The end is really [dictated by] the clock for me. Unless I have an approaching deadline, I’m good at looking at the time and saying, “Okay, close the book now,” so I can have a balanced evening—writing, reading, taking care of myself.
How does living and working here shape the pace and feel of what you make?
There are so many great things about the Hudson Valley—proximity to the city, culture, wonderful people, community. But there’s also the landscape and ecosystem, which are part of the community too.
I drive from New Paltz over the Shawangunk Ridge every day to get to my studio in Kerhonkson, so there’s this constant witnessing of changing landscape and weather. We just had 16 or 18 inches of snow that halted everyone driving. You feel the power and beauty of nature—cycles for stopping, blooming, creation.
Working with fallen trees as a kind of harvest creates an immediate sense of limit in terms of what you’re able to create and in the design. And at the same time, once you know the material intimately, you can design at a larger scale than you might with industrialized materials. But there’s still a deep sense of limit.
What feels most essential in your process right now?
Keeping a clear head. It’s a hard time to keep a clear head with everything going on in the world, and the speed of technology. Putting the phone away while you work—Do Not Disturb, in another room—and cultivating a container for your mind, your body, and the work feels essential.
You’ve said your work is tied to identity. How does making help you understand yourself?
We’re embedded in an ecosystem, and cyclical nature is something we inhabit psychologically too. Taking something that’s been lost—a fallen tree—and seeing it through a material transformation mirrors what happens in ecology, what can happen politically, and what happens psychologically: the need to change, to evolve.
For me it’s been breaking barriers—understanding limits I’ve had for myself, my life, my creative practice. It’s a mirror. And it’s given me a voice—something that can be democratizing.
What’s a personal belief you still struggle to hold onto?
That it’s important to create art, and that it’s valuable. Culture can make you believe there are more important things and better ways to help people. And that’s true, but art is essential in connecting people to beauty.
We’re in the middle of so many crises. Even with policy change—thinking about climate change, for example—that won’t necessarily help people fall back in love with the earth or with each other. Beauty might. It’s hard, in a world that can feel crushing, to hold that belief. But it’s meaningful to me to try—and to inspire others to do the same.
Is your practice problem-solving, meditation, or something else?
There’s a sense of creative power.
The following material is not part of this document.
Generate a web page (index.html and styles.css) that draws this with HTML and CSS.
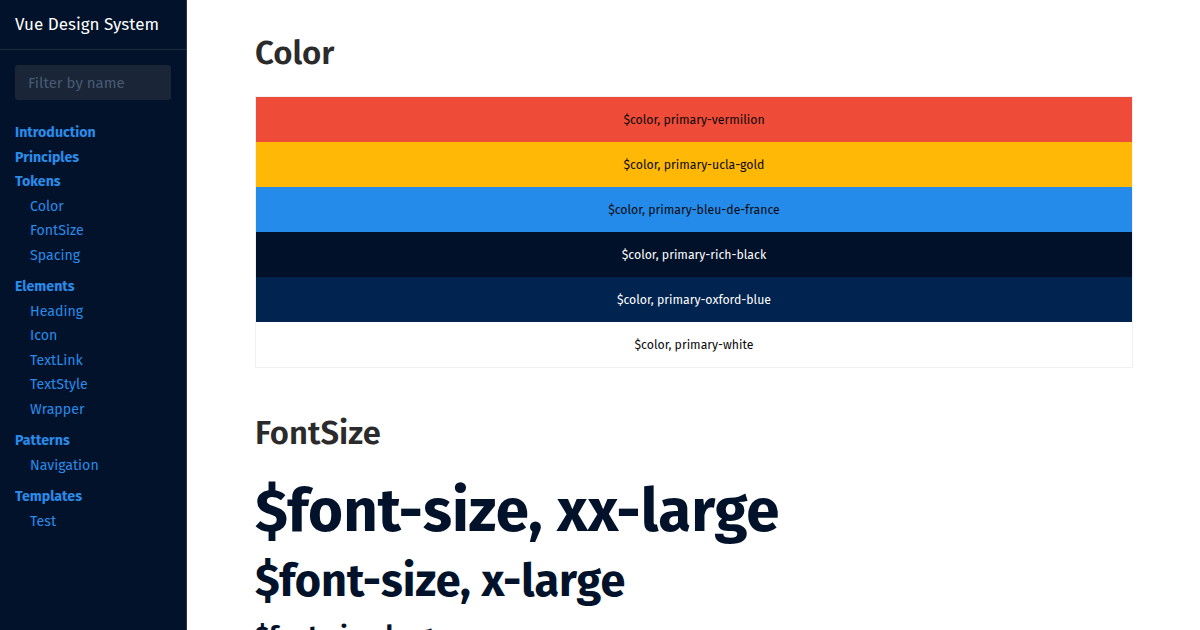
FILE: index.html
```html
<!DOCTYPE html>
<html>
<head>
<meta charset="utf-8">
<link rel="stylesheet" href="styles.css">
</head>
<body>
<div class="app">
  <aside class="sidebar">
    <div class="brand">Vue Design System</div>
    <div class="search"><input class="filter" type="text" placeholder="Filter by name"></div>
    <nav class="nav">
      <ul class="groups">
        <li class="group"><a class="top">Introduction</a></li>
        <li class="group"><a class="top">Principles</a></li>
        <li class="group"><a class="top">Tokens</a>
          <ul class="subs"><li><a class="sub">Color</a></li><li><a class="sub">FontSize</a></li><li><a class="sub">Spacing</a></li></ul>
        </li>
        <li class="group"><a class="top">Elements</a>
          <ul class="subs"><li><a class="sub">Heading</a></li><li><a class="sub">Icon</a></li><li><a class="sub">TextLink</a></li><li><a class="sub">TextStyle</a></li><li><a class="sub">Wrapper</a></li></ul>
        </li>
        <li class="group"><a class="top">Patterns</a>
          <ul class="subs"><li><a class="sub">Navigation</a></li></ul>
        </li>
        <li class="group"><a class="top">Templates</a>
          <ul class="subs"><li><a class="sub">Test</a></li></ul>
        </li>
      </ul>
    </nav>
  </aside>
  <main class="content">
    <h1 class="section-title">Color</h1>
    <div class="swatches">
      <div class="swatch vermilion">$color, primary-vermilion</div>
      <div class="swatch gold">$color, primary-ucla-gold</div>
      <div class="swatch bleu">$color, primary-bleu-de-france</div>
      <div class="swatch rich">$color, primary-rich-black</div>
      <div class="swatch oxford">$color, primary-oxford-blue</div>
      <div class="swatch white">$color, primary-white</div>
    </div>
    <h2 class="section-title small">FontSize</h2>
    <div class="fs xxl">$font-size, xx-large</div>
    <div class="fs xl">$font-size, x-large</div>
    <div class="fs l">$font-size, large</div>
  </main>
</div>
</body>
</html>
```
FILE: styles.css
```css
html, body {
  margin: 0;
  padding: 0;
  height: 100%;
  overflow: hidden;
  background: #fff;
  font-family: "Fira Sans", "Lato", "Noto Sans", sans-serif;
}
.app {
  display: flex;
  height: 630px;
}
.sidebar {
  width: 186px;
  flex: none;
  background: #01122a;
  border-right: 1px solid #2b3545;
}
.brand {
  color: #fff;
  font-size: 17px;
  padding: 14px 15px 0;
  box-sizing: border-box;
  height: 50px;
  border-bottom: 1px solid #1f2a3b;
}
.search {
  padding: 15px 15px 0;
}
.filter {
  display: block;
  width: 100%;
  height: 35px;
  box-sizing: border-box;
  border: none;
  border-radius: 3px;
  background: #1a2638;
  padding: 0 13px;
  font-family: inherit;
  font-size: 15px;
  color: #fff;
}
.filter::placeholder { color: #485a73; }
.nav { padding: 21px 15px 0; }
.groups, .subs { list-style: none; margin: 0; padding: 0; }
.group { margin-bottom: 7px; }
.top, .sub {
  display: block;
  color: #2a8be8;
  font-size: 14.2px;
  line-height: 24.5px;
}
.top { font-weight: 700; }
.sub { padding-left: 15px; }
.group:nth-child(1), .group:nth-child(2) { margin-bottom: 0; }
.content {
  flex: 1;
  padding: 0 67px 0 68px;
}
.section-title {
  margin: 33px 0 0;
  font-size: 33px;
  font-weight: 600;
  color: #2b2b2b;
  line-height: 40px;
}
.swatches {
  margin-top: 23px;
  border: 1px solid #eef0f3;
}
.swatch {
  height: 45px;
  display: flex;
  align-items: center;
  justify-content: center;
  font-size: 12.3px;
  color: #0a0a0a;
  padding-bottom: 1px;
  box-sizing: border-box;
}
.vermilion { background: #ee4b38; }
.gold { background: #ffb806; }
.bleu { background: #248bea; }
.rich { background: #01112a; color: #fff; }
.oxford { background: #002350; color: #fff; }
.white { background: #fff; }
.section-title.small {
  margin-top: 45px;
  font-size: 32.8px;
}
.fs {
  color: #01122a;
  font-weight: 700;
  white-space: nowrap;
}
.xxl { font-size: 60px; line-height: 70px; margin-top: 23px; }
.xl { font-size: 45px; line-height: 56px; margin-top: 7px; }
.l { font-size: 26px; line-height: 36px; margin-top: 9px; }
```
But careful with that word, because there’s polarity there. For me it’s connecting to something larger, a creative force. Doing that by hand is embodied. You can intellectualize it, but it’s a feeling.
What are you learning about yourself lately?
That you can only go as far as you’re able to let other people into your life—to be vulnerable enough to do that. I had this idea I needed to do everything myself to be strong, but that’s not true. Sharing work is vulnerable. Sharing where you’re at is vulnerable. You need community. That feels essential.
How do you know when a piece is finished?
It’s hard to answer. Picasso said art is never finished; it’s only abandoned. In a production business, it’s finished when it meets the quality you strive for—the quality that brought you to make it in the first place.
Creatively, I don’t think pieces are ever finished. They’re continuations of ideas. I write every day; not everything comes to fruition. But themes repeat, and when I notice that, that’s where I try to go when I’m making work for myself—and hopefully sharing it.
Is stopping ever more important than pushing?
Absolutely. Cycles require stopping and reflection. We’re not meant to be machines. If you don’t stop, life will stop you.
There’s that parable of two woodcutters: one cuts all day, the other takes breaks—and uses those breaks to sharpen his axe. In the end, the second cuts more wood. You have to sharpen your axe.
Your bowls are functional objects—how important is use?
Incredibly important. There’s intimacy in what we use daily. We shape our tools, and our tools shape us.
But I don’t want to be one-sided. Seeing something visually—something without function—can still change you, inspire you, hold symbolic weight. Both are important.
What do you hope happens when someone brings your work into their daily life?
Curiosity toward the materials and where they came from—the idea that they’re living materials connected to the living earth.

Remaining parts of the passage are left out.